**Exercise instructions:**
Copy the data exactly as it appears, and do not include any pictures.

**Supplied entries:**
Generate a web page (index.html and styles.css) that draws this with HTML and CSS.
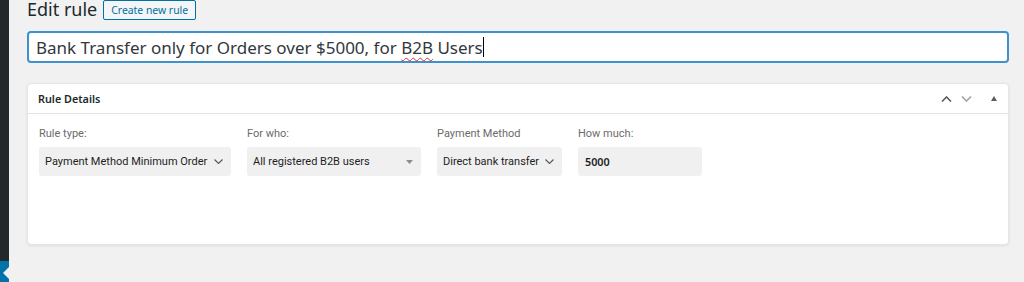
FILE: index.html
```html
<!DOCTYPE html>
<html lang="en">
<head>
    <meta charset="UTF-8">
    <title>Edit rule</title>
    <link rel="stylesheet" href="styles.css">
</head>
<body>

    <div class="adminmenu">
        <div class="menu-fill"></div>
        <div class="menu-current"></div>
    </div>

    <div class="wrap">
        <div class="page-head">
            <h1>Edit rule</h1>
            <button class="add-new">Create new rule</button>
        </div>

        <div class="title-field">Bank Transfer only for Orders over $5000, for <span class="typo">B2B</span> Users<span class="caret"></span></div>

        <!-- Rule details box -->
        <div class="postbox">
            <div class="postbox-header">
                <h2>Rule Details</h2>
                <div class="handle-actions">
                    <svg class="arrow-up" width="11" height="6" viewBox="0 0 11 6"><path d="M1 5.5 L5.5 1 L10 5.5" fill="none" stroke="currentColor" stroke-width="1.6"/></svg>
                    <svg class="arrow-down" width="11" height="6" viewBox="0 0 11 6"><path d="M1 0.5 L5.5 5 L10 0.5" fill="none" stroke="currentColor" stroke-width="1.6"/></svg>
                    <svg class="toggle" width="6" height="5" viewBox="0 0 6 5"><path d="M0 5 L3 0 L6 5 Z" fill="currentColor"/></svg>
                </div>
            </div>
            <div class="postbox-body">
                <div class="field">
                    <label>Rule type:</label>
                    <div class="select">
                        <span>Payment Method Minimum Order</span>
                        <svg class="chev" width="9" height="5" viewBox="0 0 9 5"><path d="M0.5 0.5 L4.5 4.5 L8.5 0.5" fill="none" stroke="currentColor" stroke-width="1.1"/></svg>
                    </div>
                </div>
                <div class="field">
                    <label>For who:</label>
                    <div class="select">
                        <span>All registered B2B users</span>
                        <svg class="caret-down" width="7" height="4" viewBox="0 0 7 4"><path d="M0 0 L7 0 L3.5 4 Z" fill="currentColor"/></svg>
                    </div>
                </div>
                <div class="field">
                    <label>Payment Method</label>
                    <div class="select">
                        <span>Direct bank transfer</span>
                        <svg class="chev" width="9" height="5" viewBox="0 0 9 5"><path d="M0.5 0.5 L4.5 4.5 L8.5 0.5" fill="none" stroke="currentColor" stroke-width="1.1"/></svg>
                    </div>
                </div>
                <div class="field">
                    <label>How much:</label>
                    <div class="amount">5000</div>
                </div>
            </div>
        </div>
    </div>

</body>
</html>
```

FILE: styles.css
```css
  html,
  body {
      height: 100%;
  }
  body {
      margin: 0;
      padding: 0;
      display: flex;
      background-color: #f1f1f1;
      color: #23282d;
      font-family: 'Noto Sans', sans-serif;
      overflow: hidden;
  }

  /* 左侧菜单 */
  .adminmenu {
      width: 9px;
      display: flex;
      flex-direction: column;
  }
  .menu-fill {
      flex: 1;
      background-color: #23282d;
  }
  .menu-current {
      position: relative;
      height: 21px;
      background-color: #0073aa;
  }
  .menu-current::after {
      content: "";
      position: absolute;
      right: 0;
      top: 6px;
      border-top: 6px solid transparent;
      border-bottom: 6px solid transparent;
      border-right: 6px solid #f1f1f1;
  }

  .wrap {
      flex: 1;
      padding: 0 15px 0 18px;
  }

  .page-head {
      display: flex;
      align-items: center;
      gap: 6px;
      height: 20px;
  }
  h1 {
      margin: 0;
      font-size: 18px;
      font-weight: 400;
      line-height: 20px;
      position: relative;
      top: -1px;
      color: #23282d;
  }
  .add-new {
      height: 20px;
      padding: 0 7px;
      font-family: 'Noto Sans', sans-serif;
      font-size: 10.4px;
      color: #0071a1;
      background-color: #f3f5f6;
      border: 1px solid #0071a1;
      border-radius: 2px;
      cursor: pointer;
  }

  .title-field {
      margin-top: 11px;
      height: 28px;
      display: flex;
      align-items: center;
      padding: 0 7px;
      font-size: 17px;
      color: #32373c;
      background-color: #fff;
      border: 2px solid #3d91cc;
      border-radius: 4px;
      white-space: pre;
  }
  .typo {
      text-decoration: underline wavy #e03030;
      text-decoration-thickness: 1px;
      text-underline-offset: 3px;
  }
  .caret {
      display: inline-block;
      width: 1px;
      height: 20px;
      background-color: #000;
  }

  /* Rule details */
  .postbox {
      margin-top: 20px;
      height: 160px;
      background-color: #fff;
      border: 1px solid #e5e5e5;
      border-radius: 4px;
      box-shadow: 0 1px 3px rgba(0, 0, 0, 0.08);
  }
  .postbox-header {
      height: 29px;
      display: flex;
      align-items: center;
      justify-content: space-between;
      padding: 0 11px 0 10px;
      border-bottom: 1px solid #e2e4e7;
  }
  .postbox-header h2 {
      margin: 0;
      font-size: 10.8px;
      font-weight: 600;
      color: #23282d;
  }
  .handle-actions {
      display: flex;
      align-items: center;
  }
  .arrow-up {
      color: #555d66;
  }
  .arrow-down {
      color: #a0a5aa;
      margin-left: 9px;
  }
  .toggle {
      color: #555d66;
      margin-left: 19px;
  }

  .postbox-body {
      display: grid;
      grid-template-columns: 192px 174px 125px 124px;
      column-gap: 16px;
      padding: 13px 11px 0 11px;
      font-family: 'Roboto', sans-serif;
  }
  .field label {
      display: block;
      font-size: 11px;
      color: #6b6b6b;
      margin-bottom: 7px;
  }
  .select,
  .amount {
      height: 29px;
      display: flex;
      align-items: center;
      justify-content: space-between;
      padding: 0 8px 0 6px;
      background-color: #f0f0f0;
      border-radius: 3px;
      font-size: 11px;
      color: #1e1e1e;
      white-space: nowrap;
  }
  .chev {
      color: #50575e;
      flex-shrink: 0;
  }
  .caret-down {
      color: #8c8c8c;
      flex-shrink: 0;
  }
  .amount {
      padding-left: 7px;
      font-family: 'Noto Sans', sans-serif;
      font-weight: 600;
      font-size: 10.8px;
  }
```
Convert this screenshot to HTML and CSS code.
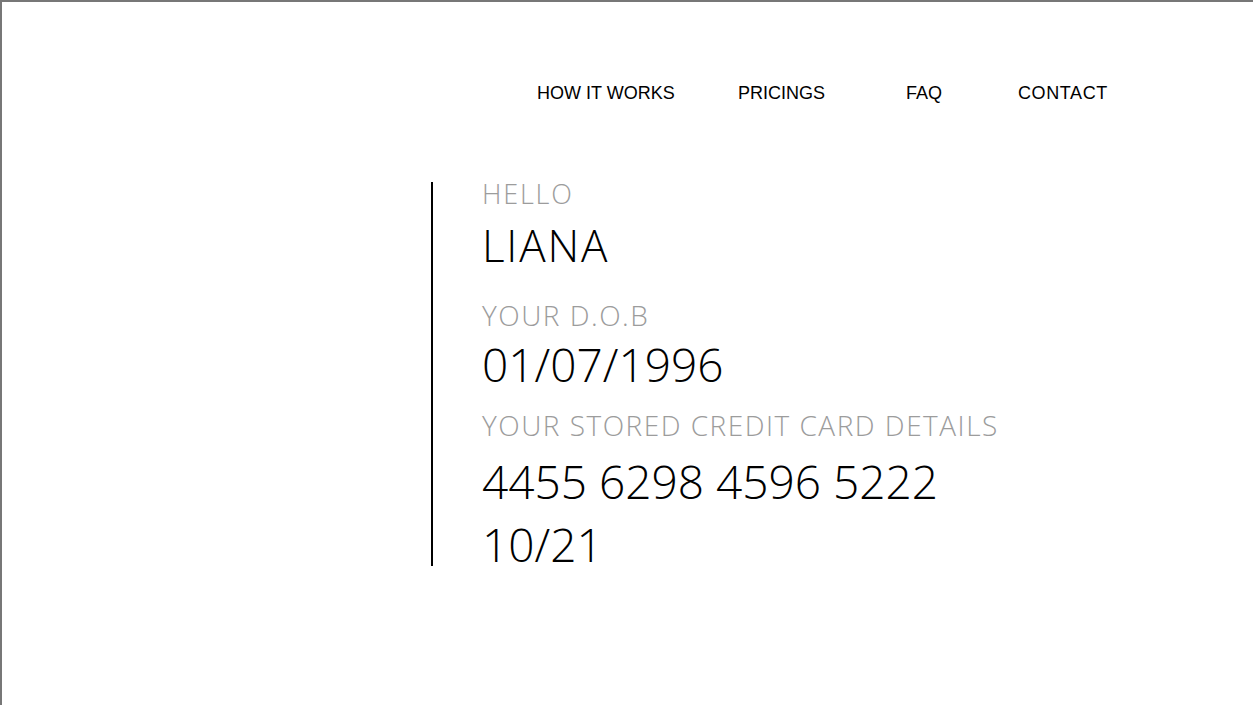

**Result for this exercise:**
Generate a web page (index.html and styles.css) that draws this with HTML and CSS.
FILE: index.html
```html
<!DOCTYPE html>
<html lang="en">
<head>
    <meta charset="UTF-8">
    <title>Edit rule</title>
    <link rel="stylesheet" href="styles.css">
</head>
<body>

    <div class="adminmenu">
        <div class="menu-fill"></div>
        <div class="menu-current"></div>
    </div>

    <div class="wrap">
        <div class="page-head">
            <h1>Edit rule</h1>
            <button class="add-new">Create new rule</button>
        </div>

        <div class="title-field">Bank Transfer only for Orders over $5000, for <span class="typo">B2B</span> Users<span class="caret"></span></div>

        <!-- Rule details box -->
        <div class="postbox">
            <div class="postbox-header">
                <h2>Rule Details</h2>
                <div class="handle-actions">
                    <svg class="arrow-up" width="11" height="6" viewBox="0 0 11 6"><path d="M1 5.5 L5.5 1 L10 5.5" fill="none" stroke="currentColor" stroke-width="1.6"/></svg>
                    <svg class="arrow-down" width="11" height="6" viewBox="0 0 11 6"><path d="M1 0.5 L5.5 5 L10 0.5" fill="none" stroke="currentColor" stroke-width="1.6"/></svg>
                    <svg class="toggle" width="6" height="5" viewBox="0 0 6 5"><path d="M0 5 L3 0 L6 5 Z" fill="currentColor"/></svg>
                </div>
            </div>
            <div class="postbox-body">
                <div class="field">
                    <label>Rule type:</label>
                    <div class="select">
                        <span>Payment Method Minimum Order</span>
                        <svg class="chev" width="9" height="5" viewBox="0 0 9 5"><path d="M0.5 0.5 L4.5 4.5 L8.5 0.5" fill="none" stroke="currentColor" stroke-width="1.1"/></svg>
                    </div>
                </div>
                <div class="field">
                    <label>For who:</label>
                    <div class="select">
                        <span>All registered B2B users</span>
                        <svg class="caret-down" width="7" height="4" viewBox="0 0 7 4"><path d="M0 0 L7 0 L3.5 4 Z" fill="currentColor"/></svg>
                    </div>
                </div>
                <div class="field">
                    <label>Payment Method</label>
                    <div class="select">
                        <span>Direct bank transfer</span>
                        <svg class="chev" width="9" height="5" viewBox="0 0 9 5"><path d="M0.5 0.5 L4.5 4.5 L8.5 0.5" fill="none" stroke="currentColor" stroke-width="1.1"/></svg>
                    </div>
                </div>
                <div class="field">
                    <label>How much:</label>
                    <div class="amount">5000</div>
                </div>
            </div>
        </div>
    </div>

</body>
</html>
```

FILE: styles.css
```css
  html,
  body {
      height: 100%;
  }
  body {
      margin: 0;
      padding: 0;
      display: flex;
      background-color: #f1f1f1;
      color: #23282d;
      font-family: 'Noto Sans', sans-serif;
      overflow: hidden;
  }

  /* 左侧菜单 */
  .adminmenu {
      width: 9px;
      display: flex;
      flex-direction: column;
  }
  .menu-fill {
      flex: 1;
      background-color: #23282d;
  }
  .menu-current {
      position: relative;
      height: 21px;
      background-color: #0073aa;
  }
  .menu-current::after {
      content: "";
      position: absolute;
      right: 0;
      top: 6px;
      border-top: 6px solid transparent;
      border-bottom: 6px solid transparent;
      border-right: 6px solid #f1f1f1;
  }

  .wrap {
      flex: 1;
      padding: 0 15px 0 18px;
  }

  .page-head {
      display: flex;
      align-items: center;
      gap: 6px;
      height: 20px;
  }
  h1 {
      margin: 0;
      font-size: 18px;
      font-weight: 400;
      line-height: 20px;
      position: relative;
      top: -1px;
      color: #23282d;
  }
  .add-new {
      height: 20px;
      padding: 0 7px;
      font-family: 'Noto Sans', sans-serif;
      font-size: 10.4px;
      color: #0071a1;
      background-color: #f3f5f6;
      border: 1px solid #0071a1;
      border-radius: 2px;
      cursor: pointer;
  }

  .title-field {
      margin-top: 11px;
      height: 28px;
      display: flex;
      align-items: center;
      padding: 0 7px;
      font-size: 17px;
      color: #32373c;
      background-color: #fff;
      border: 2px solid #3d91cc;
      border-radius: 4px;
      white-space: pre;
  }
  .typo {
      text-decoration: underline wavy #e03030;
      text-decoration-thickness: 1px;
      text-underline-offset: 3px;
  }
  .caret {
      display: inline-block;
      width: 1px;
      height: 20px;
      background-color: #000;
  }

  /* Rule details */
  .postbox {
      margin-top: 20px;
      height: 160px;
      background-color: #fff;
      border: 1px solid #e5e5e5;
      border-radius: 4px;
      box-shadow: 0 1px 3px rgba(0, 0, 0, 0.08);
  }
  .postbox-header {
      height: 29px;
      display: flex;
      align-items: center;
      justify-content: space-between;
      padding: 0 11px 0 10px;
      border-bottom: 1px solid #e2e4e7;
  }
  .postbox-header h2 {
      margin: 0;
      font-size: 10.8px;
      font-weight: 600;
      color: #23282d;
  }
  .handle-actions {
      display: flex;
      align-items: center;
  }
  .arrow-up {
      color: #555d66;
  }
  .arrow-down {
      color: #a0a5aa;
      margin-left: 9px;
  }
  .toggle {
      color: #555d66;
      margin-left: 19px;
  }

  .postbox-body {
      display: grid;
      grid-template-columns: 192px 174px 125px 124px;
      column-gap: 16px;
      padding: 13px 11px 0 11px;
      font-family: 'Roboto', sans-serif;
  }
  .field label {
      display: block;
      font-size: 11px;
      color: #6b6b6b;
      margin-bottom: 7px;
  }
  .select,
  .amount {
      height: 29px;
      display: flex;
      align-items: center;
      justify-content: space-between;
      padding: 0 8px 0 6px;
      background-color: #f0f0f0;
      border-radius: 3px;
      font-size: 11px;
      color: #1e1e1e;
      white-space: nowrap;
  }
  .chev {
      color: #50575e;
      flex-shrink: 0;
  }
  .caret-down {
      color: #8c8c8c;
      flex-shrink: 0;
  }
  .amount {
      padding-left: 7px;
      font-family: 'Noto Sans', sans-serif;
      font-weight: 600;
      font-size: 10.8px;
  }
```
Convert this screenshot to HTML and CSS code.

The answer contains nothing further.